Orwell alienated most of his peers, in part because he refused to squeeze empirical evidence into a preconceived ideological framework. In his writings on colonialism, homelessness, coal mining, and the Spanish Civil War, Orwell was often willing to question his owncherished assumptions. Moreover, Orwell based these writings on direct experience, and he took care to discuss these subjects within their larger social and historical contexts. By emphasizing the complexity of these subjects, Orwell tried to prevent his readers from judging these issues according to preconceived notions. His writings were like a cold but healthy shower, washing readers clean of ideological muck and jolting them from their dogmatic slumbers.

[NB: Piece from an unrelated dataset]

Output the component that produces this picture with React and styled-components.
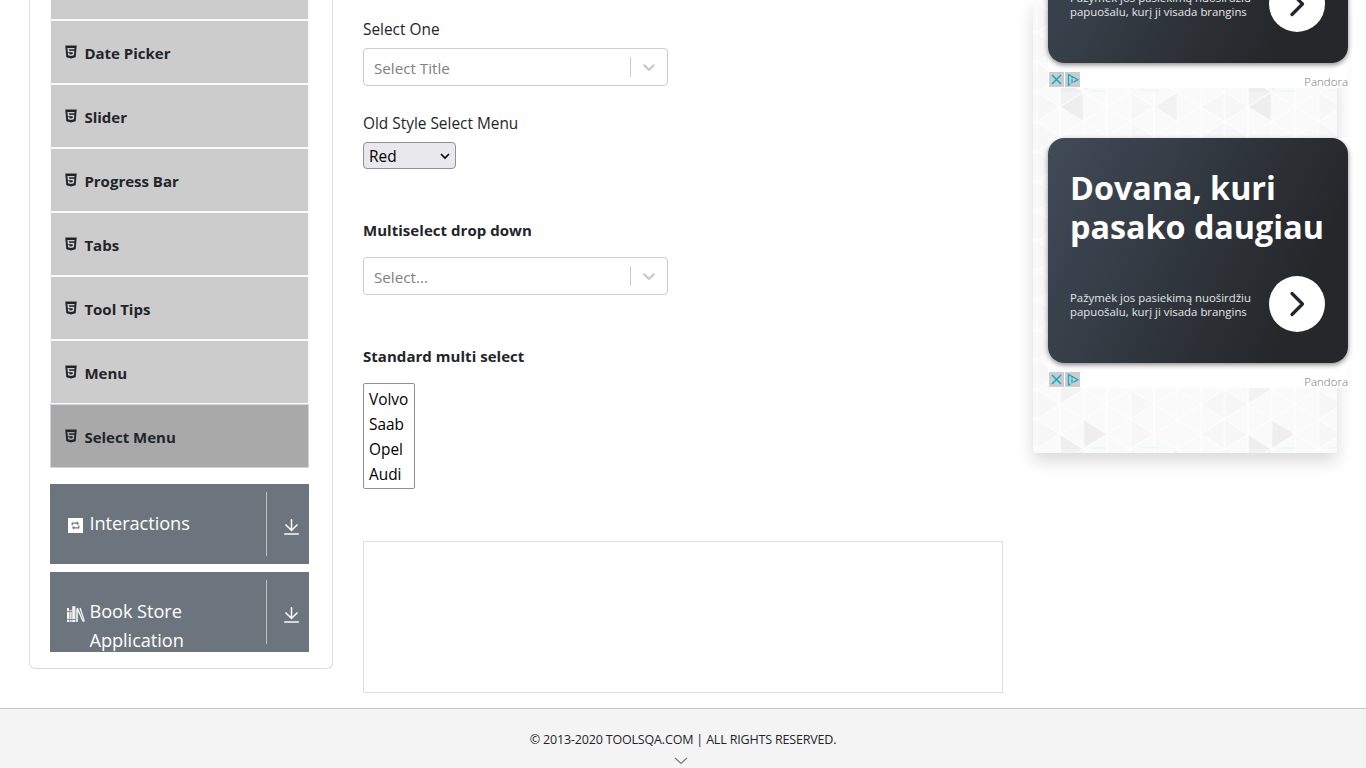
import React from "react";
import styled, { createGlobalStyle } from "styled-components";
import { AiFillHtml5 } from "react-icons/ai";

const GlobalStyle = createGlobalStyle`
  * { box-sizing: border-box; }
  html, body { margin: 0; padding: 0; background: #fff; }
  body {
    font-family: "Open Sans", "Noto Sans", sans-serif;
    font-size: 15.4px;
    line-height: 24px;
    color: #212529;
  }
`;

const Page = styled.div`
  width: 1366px;
  height: 768px;
  overflow: hidden;
  display: flex;
  flex-direction: column;
`;

const Columns = styled.div`
  display: flex;
  align-items: flex-start;
  height: 708px;
  flex: none;
  padding-left: 29px;
`;

const Sidebar = styled.aside`
  width: 304px;
  height: 669px;
  padding: 0 23px 16px 20px;
  border: 1px solid #dcdcdc;
  border-top: 0;
  border-radius: 0 0 6px 6px;
  display: flex;
  flex-direction: column;
`;

const MenuList = styled.ul`
  list-style: none;
  margin: 0 0 16px;
  padding: 0;
  width: 259px;
`;

const MenuItem = styled.li`
  display: flex;
  align-items: center;
  height: ${(p) => (p.$cut ? 20 : 64)}px;
  padding: 2px 0 0 12px;
  border: 1px solid ${(p) => (p.$active ? "#ced4da" : "#f8f9fa")};
  border-top-width: ${(p) => (p.$cut ? 0 : 1)}px;
  background: ${(p) => (p.$active ? "#a9a9a9" : "#ccc")};
  font-size: 15px;
  font-weight: 700;

  svg { margin: -2px 5.4px 0 0; flex: none; }
`;

const GroupHeader = styled.div`
  flex: none;
  display: flex;
  width: 259px;
  height: 80px;
  overflow: hidden;
  background: #6c757d;
  color: #fff;
  font-size: 18.2px;
  letter-spacing: -0.06px;
  line-height: 29px;

  & + & { margin-top: 8px; }
`;

const GroupTitle = styled.div`
  display: flex;
  width: 216px;
  padding: 25px 0 0 16px;

  svg { flex: none; margin: 8px 4.5px 0 0; }
`;

const GroupToggle = styled.div`
  width: 43px;
  height: 64px;
  margin-top: 8px;
  padding: 26px 0 0 17px;
  border-left: 1px solid #c3bfbb;

  svg { display: block; }
`;

const Main = styled.main`
  width: 640px;
  margin-left: 30px;
  padding-top: 17px;
`;

const Label = styled.div`
  height: 24px;
  padding-top: ${(p) => (p.$bold ? 0 : 1)}px;
  font-size: ${(p) => (p.$bold ? 15 : 15.4)}px;
  letter-spacing: ${(p) => (p.$bold ? 0.04 : 0)}px;
  font-weight: ${(p) => (p.$bold ? 700 : 400)};
  margin-bottom: ${(p) => p.$gap}px;
`;

const Dropdown = styled.div`
  display: flex;
  align-items: center;
  width: 305px;
  height: 38px;
  margin-bottom: ${(p) => p.$gap}px;
  border: 1px solid #ccc;
  border-radius: 4px;
  color: #808080;
`;

const Placeholder = styled.span`
  flex: 1;
  padding: 1px 0 0 10px;
  font-size: 15.2px;
`;

const Indicator = styled.span`
  display: flex;
  align-items: center;
  height: 20px;
  padding: 0 8px;
  border-left: 1px solid #ccc;
  color: #ccc;
`;

const NativeSelect = styled.div`
  display: flex;
  align-items: center;
  justify-content: space-between;
  width: 93px;
  height: 27px;
  margin-bottom: 49px;
  padding: 2px 5px 0;
  border: 1px solid #8f8f9d;
  border-radius: 4px;
  background: #e9e9ed;
  color: #000;

  svg { margin-top: -1px; }
`;

const ListBox = styled.ul`
  list-style: none;
  width: 52px;
  height: 106px;
  margin: 0 0 52px;
  padding: 3px 5px;
  border: 1px solid #8f8f9d;
  border-radius: 2px;
  color: #000;
  line-height: 25px;
`;

const EmptyBanner = styled.div`
  height: 152px;
  border: 1px solid #dedede;
`;

const AdPanel = styled.aside`
  position: relative;
  width: 304px;
  height: 453px;
  margin-left: 30px;
  padding-left: 15px;
  box-shadow: 0 8px 16px rgba(0, 0, 0, 0.15);
`;

const PanelTexture = styled.svg`
  position: absolute;
  inset: 0;
  width: 304px;
  height: 453px;
`;

const Ad = styled.section`
  position: relative;
  width: 300px;
  height: 250px;
  margin-top: ${(p) => p.$top}px;
  background: #fff;
`;

const AdCard = styled.div`
  height: 225px;
  padding: 30px 22px 0;
  border-radius: 16px;
  background: linear-gradient(116deg, #414b56 0%, #363e48 30%, #2b2f34 62%, #25272b 80%, #25272b 100%);
  box-shadow: 0 2px 5px rgba(0, 0, 0, 0.45);
  color: #fff;
`;

const AdTitle = styled.h2`
  margin: 0;
  font-size: 32.3px;
  font-weight: 700;
  line-height: 39px;
  white-space: nowrap;
`;

const AdBody = styled.div`
  display: flex;
  justify-content: space-between;
  margin: 30px 1px 0 0;
`;

const AdCopy = styled.p`
  margin: 15px 0 0;
  font-size: 11.4px;
  line-height: 14px;
  color: #e4e6e8;
  white-space: nowrap;
`;

const AdButton = styled.span`
  flex: none;
  display: grid;
  place-items: center;
  width: 56px;
  height: 56px;
  border-radius: 50%;
  background: #fff;
`;

const AdFooter = styled.div`
  display: flex;
  justify-content: space-between;
  height: 25px;
  padding: 9px 0 0 1px;
`;

const AdMarks = styled.div`
  display: flex;
  gap: 1px;
  height: 15px;

  svg { background: #ccc; }
`;

const Advertiser = styled.span`
  font-size: 11.5px;
  font-weight: 300;
  line-height: 20px;
  color: #777;
`;

const Footer = styled.footer`
  display: flex;
  flex-direction: column;
  align-items: center;
  height: 60px;
  flex: none;
  padding-top: 19px;
  border-top: 1px solid #c8c8c8;
  background: #f4f4f4;
  font-size: 12.5px;

  svg { margin: 4px 4px 0 0; }
`;

const Copyright = styled.span`
  height: 25px;
  letter-spacing: -0.17px;
  white-space: nowrap;
`;

const Texture = () => (
  <PanelTexture viewBox="0 0 304 453">
    <defs>
      <pattern id="triangles" x="3.5" y="92" width="188" height="178.5" patternUnits="userSpaceOnUse">
        <rect width="188" height="178.5" fill="#fafafa" />
        <g fill="#f7f7f7">
          {[0, 1, 2, 3, 4, 5].map((r) => (
            <path
              key={r}
              d={`M0 ${r * 29.75}v29.75l23.5-14.875zM94 ${r * 29.75}v29.75l23.5-14.875zM188 ${r * 29.75}v29.75l-23.5-14.875z`}
            />
          ))}
        </g>
        <path
          fill="#eeeeee"
          d="M23.5 14.875L47 0v29.75zM47 148.75v29.75l23.5-14.875zM23.5 163.625v29.75L47 178.5z"
        />
        <path fill="#f2f2f2" d="M23.5-14.875v29.75L47 0zM23.5 104.125v29.75L47 119zM117.5 14.875L141 0v29.75z" />
        <g stroke="#fff" strokeWidth="1" fill="none">
          {[0, 1, 2, 3, 4, 5, 6, 7, 8].map((c) => (
            <path key={c} d={`M${c * 23.5} 0v178.5`} />
          ))}
          {[-1, 0, 1, 2, 3, 4, 5, 6].map((r) => (
            <path
              key={r}
              d={`M0 ${r * 29.75}l23.5 14.875l23.5-14.875l23.5 14.875l23.5-14.875l23.5 14.875l23.5-14.875l23.5 14.875l23.5-14.875M0 ${r * 29.75}l23.5-14.875l23.5 14.875l23.5-14.875l23.5 14.875l23.5-14.875l23.5 14.875l23.5-14.875l23.5 14.875`}
            />
          ))}
        </g>
        <path stroke="#e2fbfb" strokeWidth="1.5" d="M55 177.5h15M104 177h18" />
      </pattern>
    </defs>
    <rect width="304" height="453" fill="url(#triangles)" />
  </PanelTexture>
);

const Chevron = () => (
  <svg width="20" height="20" viewBox="0 0 20 20" fill="currentColor">
    <path d="M4.516 7.548c0.436-0.446 1.043-0.481 1.576 0l3.908 3.747 3.908-3.747c0.533-0.481 1.141-0.446 1.574 0 0.436 0.445 0.408 1.197 0 1.615-0.406 0.418-4.695 4.502-4.695 4.502-0.217 0.223-0.502 0.335-0.787 0.335s-0.57-0.112-0.789-0.335c0 0-4.287-4.084-4.695-4.502s-0.436-1.17 0-1.615z" />
  </svg>
);

const LoopIcon = () => (
  <svg width="19" height="17" viewBox="0 0 19 17">
    <path fill="#fff" d="M2 1h15v15H2z" />
    <g fill="none" stroke="#6c757d" strokeWidth="1.2">
      <path d="M6.200 8.500V6.200h5.500M12.800 8.500v2.300H7.300" />
    </g>
    <path fill="#6c757d" d="M10.800 4.200l2.200 2-2.200 2zM8.200 8.800l-2.200 2 2.200 2z" />
  </svg>
);

const BooksIcon = () => (
  <svg width="19" height="18" viewBox="0 0 19 18" fill="#fff">
    <path d="M1 3h2v14H1z" />
    <path opacity=".75" d="M3.4 5h2.4v12H3.4zM10 4.5h2V17h-2z" />
    <path d="M6.2 1.2h3.2V17H6.2z" opacity=".9" />
    <path d="M10.4 3.2l1.500-.5L17.800 16.600l-1 .5zM13.500 3.200l1.200-.5 4.200 13.600-.9.4z" />
    <path stroke="#6c757d" strokeWidth=".8" d="M1 6.500h5M1 14.500h8.500" />
  </svg>
);

const ArrowDownIcon = () => (
  <svg width="16" height="18" viewBox="0 0 16 18" fill="none" stroke="#fff">
    <path strokeWidth="1.500" d="M7.500 1v11M1.500 6.500l6 6 6-6" />
    <path strokeWidth="1.800" stroke="#e2e5e9" d="M.2 16h14.600" />
  </svg>
);

const Advert = ({ top }) => (
  <Ad $top={top}>
    <AdCard>
      <AdTitle>
        Dovana, kuri
        <br />
        pasako daugiau
      </AdTitle>
      <AdBody>
        <AdCopy>
          Pažymėk jos pasiekimą nuoširdžiu
          <br />
          papuošalu, kurį ji visada brangins
        </AdCopy>
        <AdButton>
          <svg width="16" height="26" viewBox="0 0 16 26" fill="none" stroke="#20272d" strokeWidth="3.200" strokeLinecap="round" strokeLinejoin="round">
            <path d="M3 2.500L13.500 13 3 23.500" />
          </svg>
        </AdButton>
      </AdBody>
    </AdCard>
    <AdFooter>
      <AdMarks>
        <svg width="15" height="15" viewBox="0 0 15 15">
          <path stroke="#00aecd" strokeWidth="1.500" d="M3 3l9 9M12 3l-9 9" />
        </svg>
        <svg width="15" height="15" viewBox="0 0 15 15" fill="none" stroke="#00aecd" strokeWidth="1.300">
          <path d="M5.500 12L3.500 13V2.500L12.800 7.700 8.500 10.300M7 6.800v4.400M7 4.700v1.200" />
        </svg>
      </AdMarks>
      <Advertiser>Pandora</Advertiser>
    </AdFooter>
  </Ad>
);

const ITEMS = ["Date Picker", "Slider", "Progress Bar", "Tabs", "Tool Tips", "Menu", "Select Menu"];

export default function App() {
  return (
    <Page>
      <GlobalStyle />
      <Columns>
        <Sidebar>
          <MenuList>
            <MenuItem $cut />
            {ITEMS.map((name) => (
              <MenuItem key={name} $active={name === "Select Menu"}>
                <AiFillHtml5 size={16} />
                {name}
              </MenuItem>
            ))}
          </MenuList>
          <GroupHeader>
            <GroupTitle>
              <LoopIcon />
              <span>Interactions</span>
            </GroupTitle>
            <GroupToggle>
              <ArrowDownIcon />
            </GroupToggle>
          </GroupHeader>
          <GroupHeader>
            <GroupTitle>
              <BooksIcon />
              <span>
                Book Store
                <br />
                Application
              </span>
            </GroupTitle>
            <GroupToggle>
              <ArrowDownIcon />
            </GroupToggle>
          </GroupHeader>
        </Sidebar>
        <Main>
          <Label $gap={7}>Select One</Label>
          <Dropdown $gap={25}>
            <Placeholder>Select Title</Placeholder>
            <Indicator>
              <Chevron />
            </Indicator>
          </Dropdown>
          <Label $gap={7}>Old Style Select Menu</Label>
          <NativeSelect>
            Red
            <svg width="10" height="7" viewBox="0 0 10 7" fill="none" stroke="#000" strokeWidth="1.600">
              <path d="M1 1l4 4 4-4" />
            </svg>
          </NativeSelect>
          <Label $bold $gap={15}>Multiselect drop down</Label>
          <Dropdown $gap={49}>
            <Placeholder>Select...</Placeholder>
            <Indicator>
              <Chevron />
            </Indicator>
          </Dropdown>
          <Label $bold $gap={15}>Standard multi select</Label>
          <ListBox>
            <li>Volvo</li>
            <li>Saab</li>
            <li>Opel</li>
            <li>Audi</li>
          </ListBox>
          <EmptyBanner />
        </Main>
        <AdPanel>
          <Texture />
          <Advert top={-162} />
          <Advert top={50} />
        </AdPanel>
      </Columns>
      <Footer>
        <Copyright>© 2013-2020 TOOLSQA.COM | ALL RIGHTS RESERVED.</Copyright>
        <svg width="14" height="8" viewBox="0 0 14 8" fill="none" stroke="#777" strokeWidth="1.100">
          <path d="M1 1l6 5.500L13 1" />
        </svg>
      </Footer>
    </Page>
  );
}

I have, of course, simplified matters too much. Most Canadian
journalists are neither raving ideologues nor independent spirits like
Orwell. Nevertheless, journalists can only benefit from Orwell's
example, and they can equally benefit by refusing to follow the shabby
example of the mascots among them. Newsroom managers and editors should
be on the lookout for both types, encouraging the potential Orwells and
spurning the ideological loudmouths.
As I have suggested above, journalists can also improve their work by paying greater attention to the broader context in which events occur. The more one does this, the harder it is to be a political mascot, for one cannot take note of the world's complexity without undermining one's faith in facile ideological solutions. As Orwell knew, the search for context is a step toward mental independence.
1. Attributed to Marshall McLuhan in The Oxford Dictionary of 20th Century Quotations. Oxford: Oxford University Press, 1998.
2. For an interesting but overly brief piece from outside Canada, see 'Pro, con and muddled,' The Economist (20 March 2003).